Aim of the exercise:
Reproduce the listing word for word, leaving every picture behind.

Data section:
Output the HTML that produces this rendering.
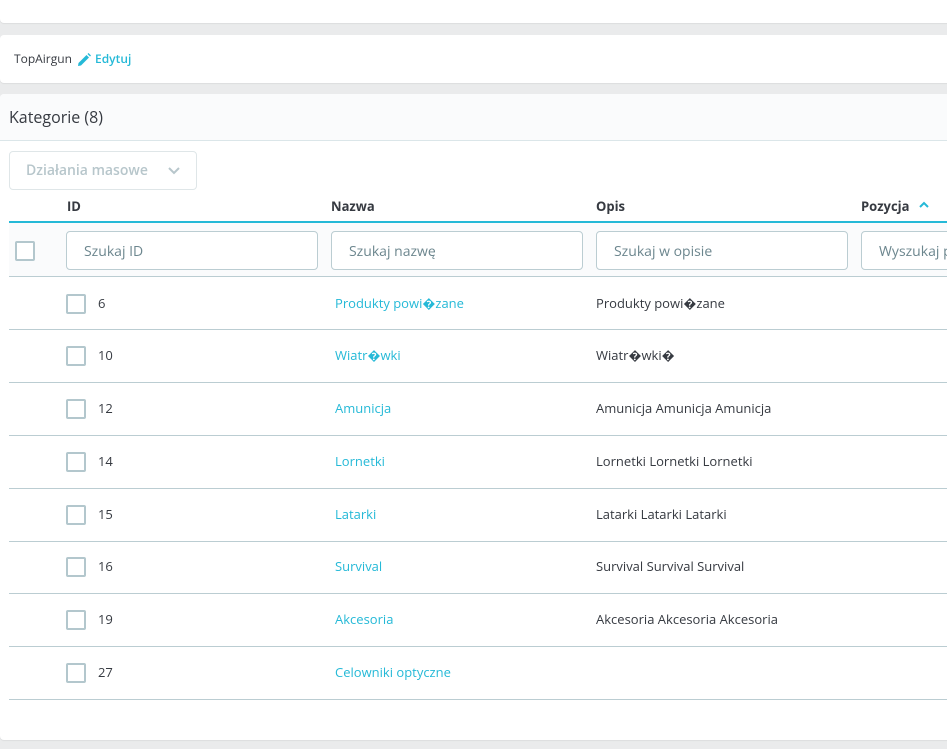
<!DOCTYPE html>
<html><head><meta charset="utf-8"><style>
*{margin:0;padding:0;box-sizing:border-box}
body{width:947px;height:749px;background:#eaebec;font-family:"Open Sans","Liberation Sans","DejaVu Sans",sans-serif;position:relative;overflow:hidden;color:#363a41}
.card{position:absolute;left:0;width:960px;background:#fff;border-radius:4px;box-shadow:0 1px 1px rgba(0,0,0,.06)}
.a{position:absolute;white-space:nowrap}
.inp{position:absolute;top:231px;height:39px;border:1px solid #bbcdd2;border-radius:4px;background:#fff;font-size:14px;color:#6c868e;padding:10px 0 0 17px}
.cb{position:absolute;left:66px;width:20px;height:20px;border:2px solid #b3c7cd;border-radius:2px;background:#fff}
.line{position:absolute;left:9px;width:940px;height:1px;background:#bbcdd2}
.th{position:absolute;top:197px;font-size:13px;font-weight:bold;color:#363a41}
.t{position:absolute;font-size:13px;white-space:nowrap;margin-top:-1px}
.lk{color:#25b9d7}
</style></head><body>
<div class="card" style="top:0;height:23px;border-radius:0 0 4px 4px"></div>
<div class="card" style="top:35px;height:48px">
<div class="a" style="left:14px;top:15px;font-size:12px">TopAirgun</div>
<svg class="a" style="left:77px;top:18px" width="14" height="14" viewBox="0 0 14 14"><path d="M1 13 L1.5 10 L9.5 2 L12 4.5 L4 12.5 Z" fill="#25b9d7"/><path d="M10.5 1 L11.5 0 L14 2.5 L13 3.5Z" fill="#25b9d7"/></svg>
<div class="a lk" style="left:95px;top:15px;font-size:12px;font-weight:600">Edytuj</div>
</div>
<div class="card" style="top:94px;height:646px">
<div style="position:absolute;left:0;top:0;width:100%;height:47px;background:#fafbfc;border-bottom:1px solid #dbe6e9;border-radius:4px 4px 0 0"></div>
<div class="a" style="left:9px;top:12px;font-size:16px;color:#363a41">Kategorie (8)</div>
</div>
<div class="a" style="left:9px;top:151px;width:188px;height:39px;border:1px solid #dfe6e8;border-radius:4px;background:#fff"></div>
<div class="a" style="left:26px;top:161px;font-size:14px;font-weight:600;color:#b7c6cb">Działania masowe</div>
<svg class="a" style="left:167px;top:166px" width="14" height="10" viewBox="0 0 14 10"><path d="M2 2 L7 7 L12 2" stroke="#b7c6cb" stroke-width="2" fill="none"/></svg>
<div class="th" style="left:67px">ID</div>
<div class="th" style="left:331px">Nazwa</div>
<div class="th" style="left:596px">Opis</div>
<div class="th" style="left:861px">Pozycja</div>
<svg class="a" style="left:919px;top:201px" width="10" height="8" viewBox="0 0 10 8"><path d="M1 6 L5 2 L9 6" stroke="#25b9d7" stroke-width="2" fill="none"/></svg>
<div class="a" style="left:9px;top:221px;width:940px;height:55px;background:#fafbfc;border-top:2px solid #25b9d7"></div>
<div class="line" style="top:276px"></div>
<div class="cb" style="left:15px;top:241px"></div>
<div class="inp" style="left:66px;width:252px">Szukaj ID</div>
<div class="inp" style="left:331px;width:252px">Szukaj nazwę</div>
<div class="inp" style="left:596px;width:252px">Szukaj w opisie</div>
<div class="inp" style="left:861px;width:100px">Wyszukaj p</div>

<div class="cb" style="top:294px"></div><div class="t" style="left:98px;top:295px">6</div><div class="t lk" style="left:335px;top:295px">Produkty powi�zane</div><div class="t" style="left:596px;top:295px">Produkty powi�zane</div><div class="line" style="top:329px"></div>
<div class="cb" style="top:346px"></div><div class="t" style="left:98px;top:347px">10</div><div class="t lk" style="left:335px;top:347px">Wiatr�wki</div><div class="t" style="left:596px;top:347px">Wiatr�wki�</div><div class="line" style="top:382px"></div>
<div class="cb" style="top:399px"></div><div class="t" style="left:98px;top:400px">12</div><div class="t lk" style="left:335px;top:400px">Amunicja</div><div class="t" style="left:596px;top:400px">Amunicja Amunicja Amunicja</div><div class="line" style="top:435px"></div>
<div class="cb" style="top:452px"></div><div class="t" style="left:98px;top:453px">14</div><div class="t lk" style="left:335px;top:453px">Lornetki</div><div class="t" style="left:596px;top:453px">Lornetki Lornetki Lornetki</div><div class="line" style="top:488px"></div>
<div class="cb" style="top:505px"></div><div class="t" style="left:98px;top:506px">15</div><div class="t lk" style="left:335px;top:506px">Latarki</div><div class="t" style="left:596px;top:506px">Latarki Latarki Latarki</div><div class="line" style="top:541px"></div>
<div class="cb" style="top:557px"></div><div class="t" style="left:98px;top:558px">16</div><div class="t lk" style="left:335px;top:558px">Survival</div><div class="t" style="left:596px;top:558px">Survival Survival Survival</div><div class="line" style="top:593px"></div>
<div class="cb" style="top:610px"></div><div class="t" style="left:98px;top:611px">19</div><div class="t lk" style="left:335px;top:611px">Akcesoria</div><div class="t" style="left:596px;top:611px">Akcesoria Akcesoria Akcesoria</div><div class="line" style="top:646px"></div>
<div class="cb" style="top:663px"></div><div class="t" style="left:98px;top:664px">27</div><div class="t lk" style="left:335px;top:664px">Celowniki optyczne</div><div class="line" style="top:699px"></div>
</body></html>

Solution to this task:
Output the HTML that produces this rendering.
<!DOCTYPE html>
<html><head><meta charset="utf-8"><style>
*{margin:0;padding:0;box-sizing:border-box}
body{width:947px;height:749px;background:#eaebec;font-family:"Open Sans","Liberation Sans","DejaVu Sans",sans-serif;position:relative;overflow:hidden;color:#363a41}
.card{position:absolute;left:0;width:960px;background:#fff;border-radius:4px;box-shadow:0 1px 1px rgba(0,0,0,.06)}
.a{position:absolute;white-space:nowrap}
.inp{position:absolute;top:231px;height:39px;border:1px solid #bbcdd2;border-radius:4px;background:#fff;font-size:14px;color:#6c868e;padding:10px 0 0 17px}
.cb{position:absolute;left:66px;width:20px;height:20px;border:2px solid #b3c7cd;border-radius:2px;background:#fff}
.line{position:absolute;left:9px;width:940px;height:1px;background:#bbcdd2}
.th{position:absolute;top:197px;font-size:13px;font-weight:bold;color:#363a41}
.t{position:absolute;font-size:13px;white-space:nowrap;margin-top:-1px}
.lk{color:#25b9d7}
</style></head><body>
<div class="card" style="top:0;height:23px;border-radius:0 0 4px 4px"></div>
<div class="card" style="top:35px;height:48px">
<div class="a" style="left:14px;top:15px;font-size:12px">TopAirgun</div>
<svg class="a" style="left:77px;top:18px" width="14" height="14" viewBox="0 0 14 14"><path d="M1 13 L1.5 10 L9.5 2 L12 4.5 L4 12.5 Z" fill="#25b9d7"/><path d="M10.5 1 L11.5 0 L14 2.5 L13 3.5Z" fill="#25b9d7"/></svg>
<div class="a lk" style="left:95px;top:15px;font-size:12px;font-weight:600">Edytuj</div>
</div>
<div class="card" style="top:94px;height:646px">
<div style="position:absolute;left:0;top:0;width:100%;height:47px;background:#fafbfc;border-bottom:1px solid #dbe6e9;border-radius:4px 4px 0 0"></div>
<div class="a" style="left:9px;top:12px;font-size:16px;color:#363a41">Kategorie (8)</div>
</div>
<div class="a" style="left:9px;top:151px;width:188px;height:39px;border:1px solid #dfe6e8;border-radius:4px;background:#fff"></div>
<div class="a" style="left:26px;top:161px;font-size:14px;font-weight:600;color:#b7c6cb">Działania masowe</div>
<svg class="a" style="left:167px;top:166px" width="14" height="10" viewBox="0 0 14 10"><path d="M2 2 L7 7 L12 2" stroke="#b7c6cb" stroke-width="2" fill="none"/></svg>
<div class="th" style="left:67px">ID</div>
<div class="th" style="left:331px">Nazwa</div>
<div class="th" style="left:596px">Opis</div>
<div class="th" style="left:861px">Pozycja</div>
<svg class="a" style="left:919px;top:201px" width="10" height="8" viewBox="0 0 10 8"><path d="M1 6 L5 2 L9 6" stroke="#25b9d7" stroke-width="2" fill="none"/></svg>
<div class="a" style="left:9px;top:221px;width:940px;height:55px;background:#fafbfc;border-top:2px solid #25b9d7"></div>
<div class="line" style="top:276px"></div>
<div class="cb" style="left:15px;top:241px"></div>
<div class="inp" style="left:66px;width:252px">Szukaj ID</div>
<div class="inp" style="left:331px;width:252px">Szukaj nazwę</div>
<div class="inp" style="left:596px;width:252px">Szukaj w opisie</div>
<div class="inp" style="left:861px;width:100px">Wyszukaj p</div>

<div class="cb" style="top:294px"></div><div class="t" style="left:98px;top:295px">6</div><div class="t lk" style="left:335px;top:295px">Produkty powi�zane</div><div class="t" style="left:596px;top:295px">Produkty powi�zane</div><div class="line" style="top:329px"></div>
<div class="cb" style="top:346px"></div><div class="t" style="left:98px;top:347px">10</div><div class="t lk" style="left:335px;top:347px">Wiatr�wki</div><div class="t" style="left:596px;top:347px">Wiatr�wki�</div><div class="line" style="top:382px"></div>
<div class="cb" style="top:399px"></div><div class="t" style="left:98px;top:400px">12</div><div class="t lk" style="left:335px;top:400px">Amunicja</div><div class="t" style="left:596px;top:400px">Amunicja Amunicja Amunicja</div><div class="line" style="top:435px"></div>
<div class="cb" style="top:452px"></div><div class="t" style="left:98px;top:453px">14</div><div class="t lk" style="left:335px;top:453px">Lornetki</div><div class="t" style="left:596px;top:453px">Lornetki Lornetki Lornetki</div><div class="line" style="top:488px"></div>
<div class="cb" style="top:505px"></div><div class="t" style="left:98px;top:506px">15</div><div class="t lk" style="left:335px;top:506px">Latarki</div><div class="t" style="left:596px;top:506px">Latarki Latarki Latarki</div><div class="line" style="top:541px"></div>
<div class="cb" style="top:557px"></div><div class="t" style="left:98px;top:558px">16</div><div class="t lk" style="left:335px;top:558px">Survival</div><div class="t" style="left:596px;top:558px">Survival Survival Survival</div><div class="line" style="top:593px"></div>
<div class="cb" style="top:610px"></div><div class="t" style="left:98px;top:611px">19</div><div class="t lk" style="left:335px;top:611px">Akcesoria</div><div class="t" style="left:596px;top:611px">Akcesoria Akcesoria Akcesoria</div><div class="line" style="top:646px"></div>
<div class="cb" style="top:663px"></div><div class="t" style="left:98px;top:664px">27</div><div class="t lk" style="left:335px;top:664px">Celowniki optyczne</div><div class="line" style="top:699px"></div>
</body></html>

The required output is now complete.